Component Reuse and Layering: Patterns are classified by their reuse axis—vertical layering (API operations/events) for process separation, horizontal composability (protocol roles) for networked interaction (Reich, 2017).
Separation of Concerns: Models such as Interacto enforce separation via explicit FSM-based user interactions, modular command objects (with undo/redo), and declarative binder grammars, enabling thorough modularity, reuse, and testability (Blouin et al., 2021).
Constraint- and Protocol-Driven Realization: Whether in UI layout, agent negotiation, or IoT component orchestration, high-level patterns are realized through formal constraints, state machines, or protocol definitions, ensuring both flexibility and verifiability.

6. Cross-Domain Insights and Open Research Challenges

Multi-Dimensional Pattern Spaces: All surveyed domains converge on multidimensional design spaces, with foundational axes in semantic coupling, agency/role assignment, modality, and control structure (Tsiakas et al., 10 Jan 2024, Luera et al., 28 Oct 2024, Reich, 2017).
Trade-offs: Design choices must balance user autonomy, system predictability, scalability, privacy, transparency, and cognitive/attentional demands.

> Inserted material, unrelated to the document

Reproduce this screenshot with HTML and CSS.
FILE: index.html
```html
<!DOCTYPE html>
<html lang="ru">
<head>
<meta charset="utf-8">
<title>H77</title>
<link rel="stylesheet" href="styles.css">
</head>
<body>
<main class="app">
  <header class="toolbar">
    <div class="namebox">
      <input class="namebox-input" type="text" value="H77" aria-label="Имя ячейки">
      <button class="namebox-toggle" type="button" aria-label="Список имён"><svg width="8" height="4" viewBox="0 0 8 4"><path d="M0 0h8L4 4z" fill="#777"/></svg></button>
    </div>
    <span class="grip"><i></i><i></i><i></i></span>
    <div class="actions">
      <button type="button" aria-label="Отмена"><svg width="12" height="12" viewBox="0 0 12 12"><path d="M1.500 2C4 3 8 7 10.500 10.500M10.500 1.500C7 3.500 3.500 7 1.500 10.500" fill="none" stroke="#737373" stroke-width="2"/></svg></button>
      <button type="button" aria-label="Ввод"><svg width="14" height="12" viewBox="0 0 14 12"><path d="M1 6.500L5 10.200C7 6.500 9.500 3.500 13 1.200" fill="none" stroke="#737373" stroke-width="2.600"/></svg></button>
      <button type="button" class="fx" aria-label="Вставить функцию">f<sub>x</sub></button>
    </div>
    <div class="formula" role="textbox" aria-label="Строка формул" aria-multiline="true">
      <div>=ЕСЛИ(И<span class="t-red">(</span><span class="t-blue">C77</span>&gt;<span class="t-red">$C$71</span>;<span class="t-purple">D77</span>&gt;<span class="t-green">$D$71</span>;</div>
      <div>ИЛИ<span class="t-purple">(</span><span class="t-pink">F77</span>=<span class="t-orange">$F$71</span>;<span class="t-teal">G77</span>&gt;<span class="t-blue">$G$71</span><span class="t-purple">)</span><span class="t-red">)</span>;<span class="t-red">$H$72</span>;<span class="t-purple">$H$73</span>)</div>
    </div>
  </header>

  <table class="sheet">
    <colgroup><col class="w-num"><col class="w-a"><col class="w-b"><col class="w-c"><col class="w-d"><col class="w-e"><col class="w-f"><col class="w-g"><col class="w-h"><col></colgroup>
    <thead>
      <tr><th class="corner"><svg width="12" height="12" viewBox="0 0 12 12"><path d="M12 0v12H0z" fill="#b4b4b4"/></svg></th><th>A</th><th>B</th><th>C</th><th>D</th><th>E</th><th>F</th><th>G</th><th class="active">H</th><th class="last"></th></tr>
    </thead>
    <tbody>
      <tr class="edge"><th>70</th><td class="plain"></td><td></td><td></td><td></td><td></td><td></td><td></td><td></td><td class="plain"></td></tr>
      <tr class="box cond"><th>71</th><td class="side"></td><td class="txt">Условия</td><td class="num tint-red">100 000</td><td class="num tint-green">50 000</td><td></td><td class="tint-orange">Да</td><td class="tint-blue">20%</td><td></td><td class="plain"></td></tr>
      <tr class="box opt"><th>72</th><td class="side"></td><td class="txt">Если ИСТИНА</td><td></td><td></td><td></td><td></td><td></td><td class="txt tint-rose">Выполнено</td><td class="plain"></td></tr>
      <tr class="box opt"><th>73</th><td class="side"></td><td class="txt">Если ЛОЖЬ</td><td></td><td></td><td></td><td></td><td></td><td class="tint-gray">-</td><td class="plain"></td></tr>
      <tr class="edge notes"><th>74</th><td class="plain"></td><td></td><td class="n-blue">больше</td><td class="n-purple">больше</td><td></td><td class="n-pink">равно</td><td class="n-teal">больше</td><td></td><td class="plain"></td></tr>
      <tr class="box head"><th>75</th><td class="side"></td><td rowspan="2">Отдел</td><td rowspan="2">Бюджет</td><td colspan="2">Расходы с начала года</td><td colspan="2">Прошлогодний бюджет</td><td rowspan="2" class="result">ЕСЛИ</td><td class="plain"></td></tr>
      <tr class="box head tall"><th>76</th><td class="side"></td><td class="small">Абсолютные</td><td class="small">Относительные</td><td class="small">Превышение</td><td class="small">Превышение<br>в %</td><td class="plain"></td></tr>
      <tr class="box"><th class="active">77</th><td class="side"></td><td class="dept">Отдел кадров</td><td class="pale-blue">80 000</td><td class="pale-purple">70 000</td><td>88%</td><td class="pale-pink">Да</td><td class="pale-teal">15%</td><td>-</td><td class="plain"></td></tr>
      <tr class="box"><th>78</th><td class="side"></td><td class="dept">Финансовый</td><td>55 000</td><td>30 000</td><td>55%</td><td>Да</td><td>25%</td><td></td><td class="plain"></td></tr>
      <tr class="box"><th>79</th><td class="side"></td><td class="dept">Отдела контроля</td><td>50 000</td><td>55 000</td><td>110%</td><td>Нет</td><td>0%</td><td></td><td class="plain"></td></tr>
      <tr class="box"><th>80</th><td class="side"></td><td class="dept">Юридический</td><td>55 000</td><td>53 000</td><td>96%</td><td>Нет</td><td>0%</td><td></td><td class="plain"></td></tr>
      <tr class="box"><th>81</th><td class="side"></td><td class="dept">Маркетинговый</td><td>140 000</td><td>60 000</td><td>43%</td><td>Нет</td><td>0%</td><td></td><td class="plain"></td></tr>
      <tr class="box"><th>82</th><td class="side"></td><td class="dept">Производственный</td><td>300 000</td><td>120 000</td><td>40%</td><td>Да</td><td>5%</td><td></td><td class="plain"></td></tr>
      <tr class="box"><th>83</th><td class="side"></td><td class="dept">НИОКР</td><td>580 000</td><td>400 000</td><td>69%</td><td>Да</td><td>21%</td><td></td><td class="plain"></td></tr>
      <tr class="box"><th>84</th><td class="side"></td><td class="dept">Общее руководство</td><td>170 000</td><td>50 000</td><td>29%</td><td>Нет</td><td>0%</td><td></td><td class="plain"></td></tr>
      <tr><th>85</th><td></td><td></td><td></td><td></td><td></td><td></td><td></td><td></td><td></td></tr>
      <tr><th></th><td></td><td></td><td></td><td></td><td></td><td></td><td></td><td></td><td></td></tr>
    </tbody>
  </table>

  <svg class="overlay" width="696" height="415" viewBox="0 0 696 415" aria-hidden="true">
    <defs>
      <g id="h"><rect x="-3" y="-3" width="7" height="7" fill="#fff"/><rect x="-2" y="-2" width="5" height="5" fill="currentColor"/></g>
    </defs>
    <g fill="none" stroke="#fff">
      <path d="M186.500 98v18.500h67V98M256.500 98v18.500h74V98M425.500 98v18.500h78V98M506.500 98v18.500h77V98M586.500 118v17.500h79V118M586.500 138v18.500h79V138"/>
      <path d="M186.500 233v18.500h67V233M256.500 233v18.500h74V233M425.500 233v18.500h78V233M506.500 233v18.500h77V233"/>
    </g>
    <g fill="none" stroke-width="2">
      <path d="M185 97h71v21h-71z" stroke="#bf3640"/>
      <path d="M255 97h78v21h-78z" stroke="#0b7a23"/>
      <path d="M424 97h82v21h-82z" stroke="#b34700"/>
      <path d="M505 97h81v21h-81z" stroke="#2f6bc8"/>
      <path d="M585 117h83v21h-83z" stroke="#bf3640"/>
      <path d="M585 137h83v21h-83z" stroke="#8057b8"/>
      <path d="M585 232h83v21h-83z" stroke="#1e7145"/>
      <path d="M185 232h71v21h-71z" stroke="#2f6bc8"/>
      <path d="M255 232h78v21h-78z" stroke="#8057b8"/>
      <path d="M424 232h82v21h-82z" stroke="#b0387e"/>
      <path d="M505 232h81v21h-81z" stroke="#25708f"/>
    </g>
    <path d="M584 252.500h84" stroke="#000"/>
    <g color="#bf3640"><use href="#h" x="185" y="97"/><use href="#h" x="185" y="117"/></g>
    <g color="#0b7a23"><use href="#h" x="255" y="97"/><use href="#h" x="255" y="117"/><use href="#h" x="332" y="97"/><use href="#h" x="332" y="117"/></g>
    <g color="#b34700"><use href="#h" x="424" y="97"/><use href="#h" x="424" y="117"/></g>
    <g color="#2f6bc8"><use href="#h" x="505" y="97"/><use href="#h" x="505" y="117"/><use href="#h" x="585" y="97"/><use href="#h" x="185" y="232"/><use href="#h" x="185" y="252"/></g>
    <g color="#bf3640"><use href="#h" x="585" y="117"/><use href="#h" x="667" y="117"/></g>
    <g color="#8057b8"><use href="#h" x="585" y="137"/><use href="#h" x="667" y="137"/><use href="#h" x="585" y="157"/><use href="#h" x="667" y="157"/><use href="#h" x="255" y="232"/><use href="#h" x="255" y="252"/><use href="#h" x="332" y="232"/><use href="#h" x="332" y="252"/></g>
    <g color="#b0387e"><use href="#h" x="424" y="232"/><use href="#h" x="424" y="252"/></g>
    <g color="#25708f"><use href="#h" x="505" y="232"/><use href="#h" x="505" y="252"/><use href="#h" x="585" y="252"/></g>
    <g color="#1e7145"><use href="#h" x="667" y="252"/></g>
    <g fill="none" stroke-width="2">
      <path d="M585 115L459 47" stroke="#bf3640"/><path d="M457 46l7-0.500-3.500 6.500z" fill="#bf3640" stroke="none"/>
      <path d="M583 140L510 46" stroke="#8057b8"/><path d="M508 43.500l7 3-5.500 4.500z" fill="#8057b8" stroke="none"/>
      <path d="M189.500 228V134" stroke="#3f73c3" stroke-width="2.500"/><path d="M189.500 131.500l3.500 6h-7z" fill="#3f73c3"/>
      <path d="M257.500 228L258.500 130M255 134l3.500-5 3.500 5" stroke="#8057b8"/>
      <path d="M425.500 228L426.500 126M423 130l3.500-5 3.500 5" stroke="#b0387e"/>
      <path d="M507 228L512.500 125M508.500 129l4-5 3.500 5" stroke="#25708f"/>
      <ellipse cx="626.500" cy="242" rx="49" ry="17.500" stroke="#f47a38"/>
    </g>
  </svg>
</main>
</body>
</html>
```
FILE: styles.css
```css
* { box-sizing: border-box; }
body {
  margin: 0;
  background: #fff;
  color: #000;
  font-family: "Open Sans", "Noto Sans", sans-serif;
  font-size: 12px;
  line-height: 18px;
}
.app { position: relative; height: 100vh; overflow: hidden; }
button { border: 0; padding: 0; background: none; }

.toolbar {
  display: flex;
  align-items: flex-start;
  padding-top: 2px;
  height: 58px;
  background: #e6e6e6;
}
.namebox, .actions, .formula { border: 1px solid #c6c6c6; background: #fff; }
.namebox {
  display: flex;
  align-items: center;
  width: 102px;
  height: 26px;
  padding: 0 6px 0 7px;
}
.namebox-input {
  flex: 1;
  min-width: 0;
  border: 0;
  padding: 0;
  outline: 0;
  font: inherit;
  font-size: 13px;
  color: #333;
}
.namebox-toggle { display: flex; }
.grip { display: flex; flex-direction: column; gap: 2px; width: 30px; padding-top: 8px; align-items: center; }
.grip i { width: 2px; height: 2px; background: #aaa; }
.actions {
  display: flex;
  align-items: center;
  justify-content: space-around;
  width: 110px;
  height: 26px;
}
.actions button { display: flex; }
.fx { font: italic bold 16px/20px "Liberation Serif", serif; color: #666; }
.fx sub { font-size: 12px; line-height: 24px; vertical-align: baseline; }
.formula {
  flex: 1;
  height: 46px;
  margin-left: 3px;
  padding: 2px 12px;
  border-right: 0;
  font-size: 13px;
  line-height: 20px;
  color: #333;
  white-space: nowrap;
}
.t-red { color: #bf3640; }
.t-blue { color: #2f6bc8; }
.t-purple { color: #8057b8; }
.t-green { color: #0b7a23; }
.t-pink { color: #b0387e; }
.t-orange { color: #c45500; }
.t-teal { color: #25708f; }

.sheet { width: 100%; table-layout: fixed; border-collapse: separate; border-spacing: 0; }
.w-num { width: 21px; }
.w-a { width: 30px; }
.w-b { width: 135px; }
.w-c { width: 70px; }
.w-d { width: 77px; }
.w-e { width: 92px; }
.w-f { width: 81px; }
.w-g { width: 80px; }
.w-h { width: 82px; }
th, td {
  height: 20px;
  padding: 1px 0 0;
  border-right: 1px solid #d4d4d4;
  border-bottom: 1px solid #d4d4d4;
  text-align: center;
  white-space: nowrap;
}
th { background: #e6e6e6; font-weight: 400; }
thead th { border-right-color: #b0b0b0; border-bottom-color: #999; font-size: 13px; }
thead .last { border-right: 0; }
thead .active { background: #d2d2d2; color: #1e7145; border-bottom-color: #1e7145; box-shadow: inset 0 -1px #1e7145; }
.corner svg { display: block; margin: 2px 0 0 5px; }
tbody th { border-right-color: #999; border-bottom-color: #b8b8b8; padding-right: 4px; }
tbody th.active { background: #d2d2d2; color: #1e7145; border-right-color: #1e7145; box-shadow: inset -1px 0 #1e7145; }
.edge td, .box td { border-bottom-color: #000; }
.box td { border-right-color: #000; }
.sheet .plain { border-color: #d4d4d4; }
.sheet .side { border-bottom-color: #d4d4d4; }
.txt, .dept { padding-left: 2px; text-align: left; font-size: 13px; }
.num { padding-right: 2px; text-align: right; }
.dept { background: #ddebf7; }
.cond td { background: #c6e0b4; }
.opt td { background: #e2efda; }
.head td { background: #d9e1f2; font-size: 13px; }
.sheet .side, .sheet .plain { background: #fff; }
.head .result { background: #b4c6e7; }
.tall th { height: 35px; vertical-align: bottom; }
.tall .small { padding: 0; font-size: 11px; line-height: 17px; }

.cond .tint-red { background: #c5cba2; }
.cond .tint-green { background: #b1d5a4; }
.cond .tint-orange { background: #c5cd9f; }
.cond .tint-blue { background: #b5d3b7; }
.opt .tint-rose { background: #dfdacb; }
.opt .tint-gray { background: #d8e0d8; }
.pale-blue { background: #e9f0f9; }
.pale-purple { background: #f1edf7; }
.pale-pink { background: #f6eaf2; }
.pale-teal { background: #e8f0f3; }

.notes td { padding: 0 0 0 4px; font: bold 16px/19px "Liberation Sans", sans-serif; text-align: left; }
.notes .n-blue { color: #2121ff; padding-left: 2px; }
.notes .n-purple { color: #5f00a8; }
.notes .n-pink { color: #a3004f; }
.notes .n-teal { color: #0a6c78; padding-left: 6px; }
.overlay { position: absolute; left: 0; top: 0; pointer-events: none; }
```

For example, forced reciprocity increases trust but can reduce engagement, while frictionless flows enhance usability but risk compulsive overuse (Lyons et al., 2020, Ibrahim et al., 17 Apr 2024).

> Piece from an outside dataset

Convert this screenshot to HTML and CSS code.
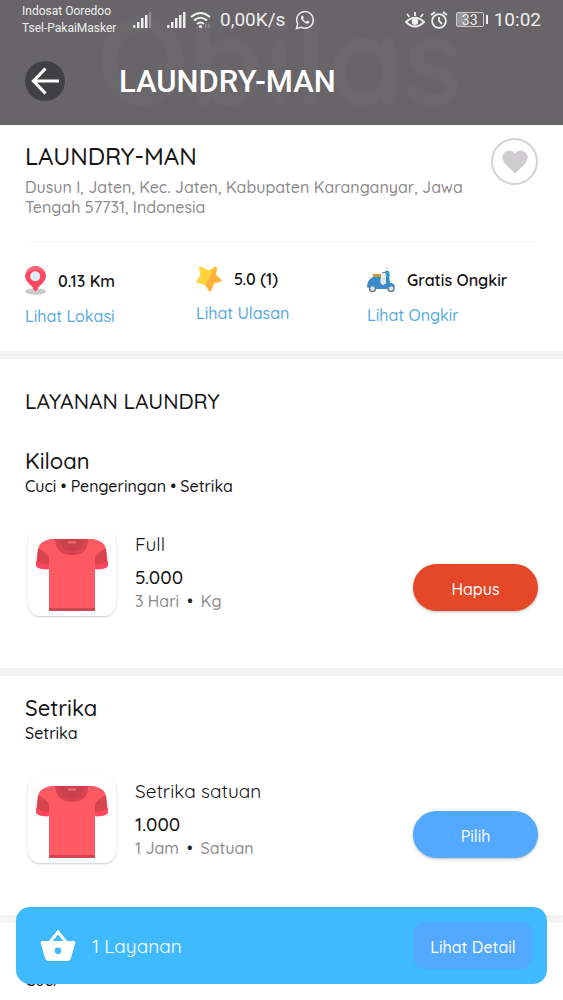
FILE: index.html
```html
<!DOCTYPE html>
<html lang="id">
<head>
<meta charset="utf-8">
<meta name="viewport" content="width=device-width, initial-scale=1">
<title>LAUNDRY-MAN</title>
<link rel="stylesheet" href="styles.css">
</head>
<body>
<svg class="defs" width="0" height="0" aria-hidden="true">
  <symbol id="shirt" viewBox="0 0 72 72">
    <path d="M15 0H57Q67 2 69 7Q71 14 72 27Q67 31 59 30V72H13V30Q5 31 0 27Q1 14 3 7Q5 2 15 0Z" fill="#ff5964"/>
    <path d="M2 9Q9 12 13 18V28Q6 27 1 23Z M70 9Q63 12 59 18V28Q66 27 71 23Z" fill="#d9454f"/>
    <path d="M0 22Q6 26 13 26V30Q4 31 0 27Z M72 22Q66 26 59 26V30Q68 31 72 27Z" fill="#ff4560"/>
    <path d="M19 0H52Q52 16 36 16Q20 16 19 0Z" fill="#d9454f"/>
    <path d="M23 0H48Q47 12 36 12Q25 12 23 0Z" fill="#cb414b"/>
    <rect x="32" y="2" width="8" height="3" rx="1" fill="#e8606a"/>
    <rect x="13" y="69" width="46" height="3" fill="#cf4650"/>
  </symbol>
</svg>
<div class="screen">
  <header class="header">
    <span class="watermark" aria-hidden="true">Obilas</span>
    <div class="status">
      <div class="carriers"><span>Indosat Ooredoo</span><span>Tsel-PakaiMasker</span></div>
      <svg class="signal" width="19" height="18" viewBox="0 0 19 18" fill="#eee"><rect y="14" width="2.5" height="3" rx="1"/><rect x="4" y="11" width="2.5" height="6"/><rect x="8" y="7" width="2.5" height="10"/><rect x="12" y="4" width="2.5" height="13"/><rect x="16" y="1" width="2" height="16" opacity=".3"/></svg>
      <svg class="signal-two" width="19" height="18" viewBox="0 0 19 18" fill="#eee"><rect y="14" width="2.5" height="3" rx="1"/><rect x="4" y="11" width="2.5" height="6"/><rect x="8" y="7" width="2.5" height="10"/><rect x="12" y="4" width="2.5" height="13"/><rect x="16" y="1" width="2.5" height="16"/></svg>
      <svg class="wifi" width="21" height="18" viewBox="0 0 21 18" fill="none" stroke="#eee" stroke-width="2"><path d="M1 6Q10.500-2 20 6M4 9.500Q10.500 4 17 9.500M7 13Q10.500 10 14 13"/><circle cx="10.500" cy="15.500" r="1.600" fill="#eee" stroke="none"/><path d="M16 13v4M19 13v4" stroke-width="1" opacity=".4"/></svg>
      <span class="speed">0,00K/s</span>
      <svg class="chat" width="20" height="20" viewBox="0 0 20 20" fill="none" stroke="#eee" stroke-width="1.500"><path d="M1.500 18.500l1.200-4.600A8.300 8.300 0 1 1 6 17.200Z"/><path d="M6.200 6.500q1-1.700 1.700-.8l1 2-.9 1.300q1.100 2 3 2.800l1.200-1.300 2.200 1.200q.3 1.700-1.900 2-2.300 0-4.800-2.600Q5.300 8.300 6.200 6.500Z" fill="#eee" stroke="none"/></svg>
      <svg class="eye" width="20" height="18" viewBox="0 0 20 18" fill="none" stroke="#eee" stroke-width="1.800"><path d="M1 11Q10 2.500 19 11Q10 20 1 11Z"/><circle cx="10" cy="10.800" r="3.200" fill="#eee" stroke="none"/><path d="M10 1v4M2 3l2.500 3M18 3l-2.500 3"/></svg>
      <svg class="alarm" width="18" height="18" viewBox="0 0 18 18" fill="none" stroke="#eee" stroke-width="1.800"><circle cx="9" cy="10" r="6.900"/><path d="M9 6v4l3 3M1 4l4-3M17 4l-4-3"/></svg>
      <span class="battery"><span class="cell">33</span><span class="nub"></span></span>
      <time class="clock">10:02</time>
    </div>
    <div class="titlebar">
      <button class="back" type="button" aria-label="Kembali"><svg width="28" height="28" viewBox="0 0 28 28" fill="none" stroke="#fff" stroke-width="3.200"><path d="M28 14H3M14.500 1.500L2.500 14l12 12.500"/></svg></button>
      <h1 class="page-title">LAUNDRY-MAN</h1>
    </div>
  </header>
  <main class="content">
    <section class="shop">
      <div class="shop-head">
        <div>
          <h2 class="shop-name">LAUNDRY-MAN</h2>
          <p class="address">Dusun I, Jaten, Kec. Jaten, Kabupaten Karanganyar, Jawa Tengah 57731, Indonesia</p>
        </div>
        <button class="favorite" type="button" aria-label="Favorit"><svg width="26" height="24" viewBox="0 0 28 25"><path d="M14 25Q8 19 3 14Q-1 9 1 5Q3 0 8 0Q12 0 14 3Q16 0 20 0Q25 0 27 5Q29 9 25 14Q20 19 14 25Z" fill="#cfcdcf"/></svg></button>
      </div>
      <hr class="rule">
      <div class="stats">
        <div class="stat">
          <div class="stat-row"><svg width="21" height="29" viewBox="0 0 21 29"><ellipse cx="10.500" cy="25.500" rx="10.500" ry="3.200" fill="#c9c9cb"/><path d="M10.500 25Q8.800 25 7.500 21Q0 15 0 10A10.500 10 0 0 1 21 10Q21 15 13.500 21Q12 25 10.500 25Z" fill="#fb4a60"/><path d="M1 8Q2 1 10.500 0Q18 1 20 7Q10-1 1 8Z" fill="#ff6b7c"/><circle cx="10.200" cy="10.300" r="5" fill="#dcecf7"/></svg><span>0.13 Km</span></div>
          <a class="link" href="#lokasi">Lihat Lokasi</a>
        </div>
        <div class="stat">
          <div class="stat-row"><svg width="26" height="26" viewBox="0 0 26 26"><g stroke-width="3" stroke-linejoin="round"><path d="M4.500 2L13 6L19.500 2L18.500 9.500L24 14.500L17 16L14 24L9 17L2 15.500L6 9.500Z" fill="#ffd43b" stroke="#ffd43b"/><path d="M19.500 2L18.500 9.500L24 14.500L17 16L14 24L11 19Z" fill="#ffb13f" stroke="#ffb13f" stroke-width="2.500"/></g></svg><span>5.0 (1)</span></div>
          <a class="link" href="#ulasan">Lihat Ulasan</a>
        </div>
        <div class="stat">
          <div class="stat-row"><svg width="28" height="28" viewBox="0 0 28 28"><path d="M20 1v5" stroke="#bcc7ce" stroke-width="1"/><path d="M15 7l5-1" stroke="#536b7c" stroke-width="1"/><path d="M18 5h4l1 5-4 1Z" fill="#3aa4c0"/><circle cx="5.500" cy="22.500" r="3" fill="#e0e5e8" stroke="#6f7f8b" stroke-width="1.500"/><circle cx="24" cy="22.500" r="3" fill="#e0e5e8" stroke="#6f7f8b" stroke-width="1.500"/><path d="M0 21Q0 14 6 11H14Q12 19 17 19L20 8 22 9 23 17Q28 17 28 21Q24 18 20 23H9Q5 17 2 22Z" fill="#3a8cc8"/><path d="M14 12Q17 11 19 8L19 18H16Q13 17 14 12Z" fill="#dcebf3"/><path d="M6 8h8v3H6Z" fill="#c9974b"/></svg><span>Gratis Ongkir</span></div>
          <a class="link" href="#ongkir">Lihat Ongkir</a>
        </div>
      </div>
    </section>
    <section class="group">
      <h2 class="services-title">LAYANAN LAUNDRY</h2>
      <h3 class="group-title">Kiloan</h3>
      <p class="group-sub">Cuci • Pengeringan • Setrika</p>
      <div class="item">
        <div class="thumb"><svg width="72" height="72"><use href="#shirt"/></svg></div>
        <div class="info"><h4 class="name">Full</h4><p class="price">5.000</p><p class="meta">3 Hari<span class="dot">•</span>Kg</p></div>
        <button class="action remove" type="button">Hapus</button>
      </div>
    </section>
    <section class="group">
      <h3 class="group-title">Setrika</h3>
      <p class="group-sub">Setrika</p>
      <div class="item">
        <div class="thumb"><svg width="72" height="72"><use href="#shirt"/></svg></div>
        <div class="info"><h4 class="name">Setrika satuan</h4><p class="price">1.000</p><p class="meta">1 Jam<span class="dot">•</span>Satuan</p></div>
        <button class="action" type="button">Pilih</button>
      </div>
    </section>
    <section class="group">
      <h3 class="group-title">Cuci</h3>
      <p class="group-sub">Cuci</p>
    </section>
  </main>
  <aside class="cart">
    <svg width="36" height="31" viewBox="0 0 36 31"><path d="M10 12L18 2l8 10" fill="none" stroke="#fff" stroke-width="3"/><path fill-rule="evenodd" d="M2 11H34Q36 11 35 14L31 28Q30 31 28 31H8Q6 31 5 28L1 14Q0 11 2 11ZM18 17.500a3.300 3.300 0 1 0 0 6.600a3.300 3.300 0 1 0 0-6.600Z" fill="#fff"/></svg>
    <span class="cart-count">1 Layanan</span>
    <button class="detail" type="button">Lihat Detail</button>
  </aside>
</div>
</body>
</html>
```
FILE: styles.css
```css
* { box-sizing: border-box; }
body, h1, h2, h3, h4, p { margin: 0; font-weight: 500; }
body { font-family: Quicksand, Lato, sans-serif; color: #151515; background: #fff; }
button { border: 0; padding: 0; font: inherit; cursor: pointer; }
svg { display: block; flex: none; }
.defs { position: absolute; }
.screen { position: relative; height: 100vh; display: flex; flex-direction: column; overflow: hidden; }

.header { position: relative; flex: none; height: 125px; overflow: hidden; background: #676568; color: #fff; font-family: Roboto, sans-serif; font-weight: 400; }
.watermark { position: absolute; top: 0; left: 96px; font: 700 122px/120px Quicksand, Lato, sans-serif; color: #6a686b; }
.status { position: relative; display: flex; align-items: center; height: 39px; padding: 0 22px; color: #eee; }
.carriers { display: flex; flex-direction: column; width: 111px; font-size: 12px; line-height: 17px; white-space: nowrap; }
.signal-two { margin-left: 15px; }
.wifi { margin-left: 4px; }
.speed { margin-left: 9px; font-size: 19px; }
.chat { margin-left: 10px; }
.eye { margin-left: auto; }
.alarm { margin-left: 5px; }
.battery { display: flex; align-items: center; gap: 2px; margin: 0 6px 0 8px; }
.cell { width: 28px; height: 15px; border: 1px solid #ccc; border-radius: 2px; background: linear-gradient(90deg, #99979a 34%, transparent 34%); font-size: 14px; line-height: 14px; text-align: center; }
.nub { width: 2px; height: 9px; background: #eee; }
.clock { font-size: 19px; }
.titlebar { position: relative; display: flex; align-items: center; gap: 54px; height: 84px; padding-left: 25px; }
.back { display: grid; place-items: center; width: 40px; height: 40px; border-radius: 50%; background: #414042; }
.page-title { font-size: 31px; font-weight: 500; }

.content { flex: 1; min-height: 0; overflow-y: auto; scrollbar-width: none; }
.shop { padding: 13px 25px 25px; }
.shop-head { display: flex; justify-content: space-between; gap: 16px; }
.shop-name { margin-top: 3px; font-size: 24px; line-height: 30px; }
.address { margin-top: 6px; font-size: 16px; line-height: 20px; color: #8c8a8c; }
.favorite { display: grid; place-items: center; flex: none; width: 47px; height: 47px; border: 2px solid #d4d2d4; border-radius: 50%; background: #fff; }
.rule { height: 1px; margin: 24px 2px 24px 6px; border: 0; background: #f2f2f2; }
.stats { display: grid; grid-template-columns: repeat(3, 1fr); align-items: start; }
.stat-row { display: flex; align-items: center; gap: 12px; font-size: 16px; font-weight: 600; line-height: 20px; }
.link { display: block; margin-top: 11px; color: #55a9e0; font-size: 16px; line-height: 20px; text-decoration: none; }

.group { padding: 17px 25px 51px; border-top: 8px solid #f4f3f4; }
.services-title { margin: 10px 0 30px; font-size: 21px; line-height: 30px; }
.group-title { font-size: 22px; line-height: 30px; }
.group-sub { font-size: 16px; line-height: 20px; }
.item { display: flex; gap: 19px; margin-top: 33px; padding-left: 3px; }
.thumb { display: grid; place-items: center; flex: none; width: 88px; height: 87px; padding-top: 4px; border-radius: 12px; background: #fff; box-shadow: 0 1px 2px #ccc; }
.info { flex: 1; padding-top: 3px; }
.name { font-size: 19px; font-weight: 400; line-height: 24px; }
.price { margin-top: 9px; font-size: 19px; line-height: 24px; }
.meta { margin-top: 2px; font-size: 16px; line-height: 20px; color: #8c8a8c; }
.dot { margin: 0 8px; color: #222; }
.action { align-self: flex-end; width: 125px; height: 47px; margin-bottom: 6px; padding-top: 2px; border-radius: 24px; background: #52a9ff; box-shadow: 0 1px 3px #bbb; color: #fff; font-size: 16px; }
.item { min-height: 88px; }
.remove { background: #e54829; }

.cart { position: absolute; right: 16px; bottom: 16px; left: 16px; display: flex; align-items: center; height: 77px; padding: 0 15px 0 24px; border-radius: 14px; background: #3fbaff; color: #fff; }
.cart-count { margin-left: 16px; font-size: 19px; font-weight: 400; }
.detail { width: 118px; height: 47px; margin-left: auto; padding-top: 2px; border-radius: 10px; background: #52a9ff; color: #fff; font-size: 16px; }
```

Future Research: Challenges include adaptive engagement modeling, accessibility for under-served populations, multi-agent transparency, bias/ethics-awareness, and the seamless composition of pattern primitives to create novel interaction capabilities (Luera et al., 28 Oct 2024).

High-level interaction design patterns thus function as a unifying abstraction, not only advancing system modularity and user experience but also clarifying the complex interplay among social, cognitive, architectural, and ethical concerns in interactive technology design.